Aim of the exercise:
Copy the entries below exactly. Images do not belong in the copy.
#### Material for this exercise ####
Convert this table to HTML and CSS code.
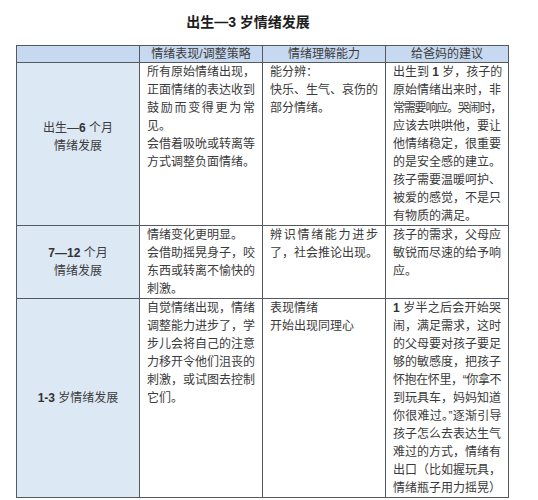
FILE: index.html
```html
<!DOCTYPE html>
<html lang="zh-CN">
<head>
<meta charset="utf-8">
<title>出生—3 岁情绪发展</title>
<link rel="stylesheet" href="styles.css">
</head>
<body>
<h1 class="title">出生—3 岁情绪发展</h1>
<table class="grid">
  <colgroup><col><col><col><col></colgroup>
  <thead>
    <tr>
      <th class="head"></th>
      <th class="head">情绪表现/调整策略</th>
      <th class="head">情绪理解能力</th>
      <th class="head">给爸妈的建议</th>
    </tr>
  </thead>
  <tbody>
    <tr>
      <td class="label label-up">出生—<span class="n">6</span> 个月<br>情绪发展</td>
      <td class="cell">
        <span class="l">所有原始情绪出现，</span>
        <span class="l">正面情绪的表达收到</span>
        <span class="l">鼓励而变得更为常</span>
        <span class="l e">见。</span>
        <span class="l">会借着吸吮或转离等</span>
        <span class="l">方式调整负面情绪。</span>
      </td>
      <td class="cell">
        <span class="l e">能分辨：</span>
        <span class="l">快乐、生气、哀伤的</span>
        <span class="l e">部分情绪。</span>
      </td>
      <td class="cell">
        <span class="l">出生到 <b class="n">1</b> 岁，孩子的</span>
        <span class="l">原始情绪出来时，非</span>
        <span class="l tight">常需要响应。哭闹时，</span>
        <span class="l">应该去哄哄他，要让</span>
        <span class="l">他情绪稳定，很重要</span>
        <span class="l">的是安全感的建立。</span>
        <span class="l">孩子需要温暖呵护、</span>
        <span class="l">被爱的感觉，不是只</span>
        <span class="l e">有物质的满足。</span>
      </td>
    </tr>
    <tr>
      <td class="label"><span class="n">7—12</span> 个月<br>情绪发展</td>
      <td class="cell">
        <span class="l e">情绪变化更明显。</span>
        <span class="l">会借助摇晃身子，咬</span>
        <span class="l">东西或转离不愉快的</span>
        <span class="l e">刺激。</span>
      </td>
      <td class="cell">
        <span class="l">辨识情绪能力进步</span>
        <span class="l">了，社会推论出现。</span>
      </td>
      <td class="cell">
        <span class="l">孩子的需求，父母应</span>
        <span class="l">敏锐而尽速的给予响</span>
        <span class="l e">应。</span>
      </td>
    </tr>
    <tr>
      <td class="label"><span class="n">1-3</span> 岁情绪发展</td>
      <td class="cell">
        <span class="l">自觉情绪出现，情绪</span>
        <span class="l">调整能力进步了，学</span>
        <span class="l">步儿会将自己的注意</span>
        <span class="l">力移开令他们沮丧的</span>
        <span class="l">刺激，或试图去控制</span>
        <span class="l e">它们。</span>
      </td>
      <td class="cell">
        <span class="l e">表现情绪</span>
        <span class="l e">开始出现同理心</span>
      </td>
      <td class="cell">
        <span class="l"><b class="n">1</b> 岁半之后会开始哭</span>
        <span class="l">闹，满足需求，这时</span>
        <span class="l">的父母要对孩子要足</span>
        <span class="l">够的敏感度，把孩子</span>
        <span class="l semi">怀抱在怀里，“你拿不</span>
        <span class="l">到玩具车，妈妈知道</span>
        <span class="l semi">你很难过。”逐渐引导</span>
        <span class="l">孩子怎么去表达生气</span>
        <span class="l">难过的方式，情绪有</span>
        <span class="l">出口（比如握玩具，</span>
        <span class="l">情绪瓶子用力摇晃）</span>
      </td>
    </tr>
  </tbody>
</table>
</body>
</html>
```

FILE: styles.css
```css
html, body {
  margin: 0;
  padding: 0;
  background: #ffffff;
}

body {
  font-family: "Liberation Sans", "Noto Sans CJK SC", sans-serif;
  color: #3a3a3a;
  padding-top: 12px;
}

.title {
  margin: 0;
  padding-right: 42px;
  font-size: 14px;
  line-height: 20px;
  font-weight: bold;
  color: #1e1e1e;
  text-align: center;
}

.grid {
  margin: 13px 0 0 16px;
  border-collapse: collapse;
  table-layout: fixed;
  width: 493px;
  font-size: 12px;
}

.grid col {
  width: 25%;
}

.head,
.label,
.cell {
  border: 1px solid #555a60;
  padding: 0 7px;
}

.head {
  background: #c6d9f0;
  height: 16px;
  line-height: 16px;
  font-weight: normal;
  text-align: center;
  color: #3c3c3c;
}

.label {
  background: #dde8f5;
  text-align: center;
  vertical-align: middle;
  line-height: 18px;
  color: #3c3c3c;
}

.label-up {
  padding-bottom: 14px;
}

.n {
  font-weight: bold;
  color: #333;
}

.cell {
  vertical-align: top;
  line-height: 18px;
  background: #ffffff;
}

.l {
  display: block;
  white-space: nowrap;
  text-align: justify;
  text-align-last: justify;
}

.l.e {
  text-align: left;
  text-align-last: left;
}

.tight {
  letter-spacing: -1.2px;
}

.semi {
  letter-spacing: -0.5px;
}
```
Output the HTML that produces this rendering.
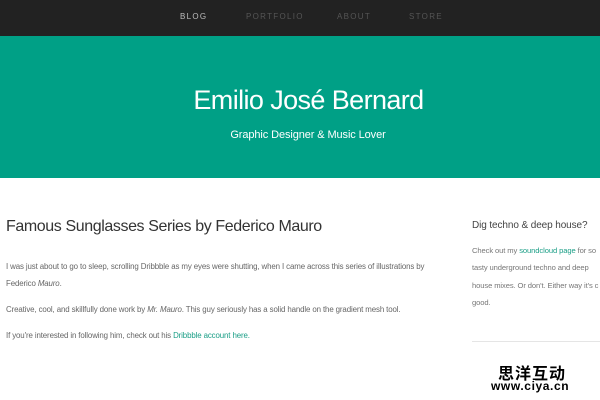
####
Finished answer:
Convert this table to HTML and CSS code.
FILE: index.html
```html
<!DOCTYPE html>
<html lang="zh-CN">
<head>
<meta charset="utf-8">
<title>出生—3 岁情绪发展</title>
<link rel="stylesheet" href="styles.css">
</head>
<body>
<h1 class="title">出生—3 岁情绪发展</h1>
<table class="grid">
  <colgroup><col><col><col><col></colgroup>
  <thead>
    <tr>
      <th class="head"></th>
      <th class="head">情绪表现/调整策略</th>
      <th class="head">情绪理解能力</th>
      <th class="head">给爸妈的建议</th>
    </tr>
  </thead>
  <tbody>
    <tr>
      <td class="label label-up">出生—<span class="n">6</span> 个月<br>情绪发展</td>
      <td class="cell">
        <span class="l">所有原始情绪出现，</span>
        <span class="l">正面情绪的表达收到</span>
        <span class="l">鼓励而变得更为常</span>
        <span class="l e">见。</span>
        <span class="l">会借着吸吮或转离等</span>
        <span class="l">方式调整负面情绪。</span>
      </td>
      <td class="cell">
        <span class="l e">能分辨：</span>
        <span class="l">快乐、生气、哀伤的</span>
        <span class="l e">部分情绪。</span>
      </td>
      <td class="cell">
        <span class="l">出生到 <b class="n">1</b> 岁，孩子的</span>
        <span class="l">原始情绪出来时，非</span>
        <span class="l tight">常需要响应。哭闹时，</span>
        <span class="l">应该去哄哄他，要让</span>
        <span class="l">他情绪稳定，很重要</span>
        <span class="l">的是安全感的建立。</span>
        <span class="l">孩子需要温暖呵护、</span>
        <span class="l">被爱的感觉，不是只</span>
        <span class="l e">有物质的满足。</span>
      </td>
    </tr>
    <tr>
      <td class="label"><span class="n">7—12</span> 个月<br>情绪发展</td>
      <td class="cell">
        <span class="l e">情绪变化更明显。</span>
        <span class="l">会借助摇晃身子，咬</span>
        <span class="l">东西或转离不愉快的</span>
        <span class="l e">刺激。</span>
      </td>
      <td class="cell">
        <span class="l">辨识情绪能力进步</span>
        <span class="l">了，社会推论出现。</span>
      </td>
      <td class="cell">
        <span class="l">孩子的需求，父母应</span>
        <span class="l">敏锐而尽速的给予响</span>
        <span class="l e">应。</span>
      </td>
    </tr>
    <tr>
      <td class="label"><span class="n">1-3</span> 岁情绪发展</td>
      <td class="cell">
        <span class="l">自觉情绪出现，情绪</span>
        <span class="l">调整能力进步了，学</span>
        <span class="l">步儿会将自己的注意</span>
        <span class="l">力移开令他们沮丧的</span>
        <span class="l">刺激，或试图去控制</span>
        <span class="l e">它们。</span>
      </td>
      <td class="cell">
        <span class="l e">表现情绪</span>
        <span class="l e">开始出现同理心</span>
      </td>
      <td class="cell">
        <span class="l"><b class="n">1</b> 岁半之后会开始哭</span>
        <span class="l">闹，满足需求，这时</span>
        <span class="l">的父母要对孩子要足</span>
        <span class="l">够的敏感度，把孩子</span>
        <span class="l semi">怀抱在怀里，“你拿不</span>
        <span class="l">到玩具车，妈妈知道</span>
        <span class="l semi">你很难过。”逐渐引导</span>
        <span class="l">孩子怎么去表达生气</span>
        <span class="l">难过的方式，情绪有</span>
        <span class="l">出口（比如握玩具，</span>
        <span class="l">情绪瓶子用力摇晃）</span>
      </td>
    </tr>
  </tbody>
</table>
</body>
</html>
```

FILE: styles.css
```css
html, body {
  margin: 0;
  padding: 0;
  background: #ffffff;
}

body {
  font-family: "Liberation Sans", "Noto Sans CJK SC", sans-serif;
  color: #3a3a3a;
  padding-top: 12px;
}

.title {
  margin: 0;
  padding-right: 42px;
  font-size: 14px;
  line-height: 20px;
  font-weight: bold;
  color: #1e1e1e;
  text-align: center;
}

.grid {
  margin: 13px 0 0 16px;
  border-collapse: collapse;
  table-layout: fixed;
  width: 493px;
  font-size: 12px;
}

.grid col {
  width: 25%;
}

.head,
.label,
.cell {
  border: 1px solid #555a60;
  padding: 0 7px;
}

.head {
  background: #c6d9f0;
  height: 16px;
  line-height: 16px;
  font-weight: normal;
  text-align: center;
  color: #3c3c3c;
}

.label {
  background: #dde8f5;
  text-align: center;
  vertical-align: middle;
  line-height: 18px;
  color: #3c3c3c;
}

.label-up {
  padding-bottom: 14px;
}

.n {
  font-weight: bold;
  color: #333;
}

.cell {
  vertical-align: top;
  line-height: 18px;
  background: #ffffff;
}

.l {
  display: block;
  white-space: nowrap;
  text-align: justify;
  text-align-last: justify;
}

.l.e {
  text-align: left;
  text-align-last: left;
}

.tight {
  letter-spacing: -1.2px;
}

.semi {
  letter-spacing: -0.5px;
}
```
Output the HTML that produces this rendering.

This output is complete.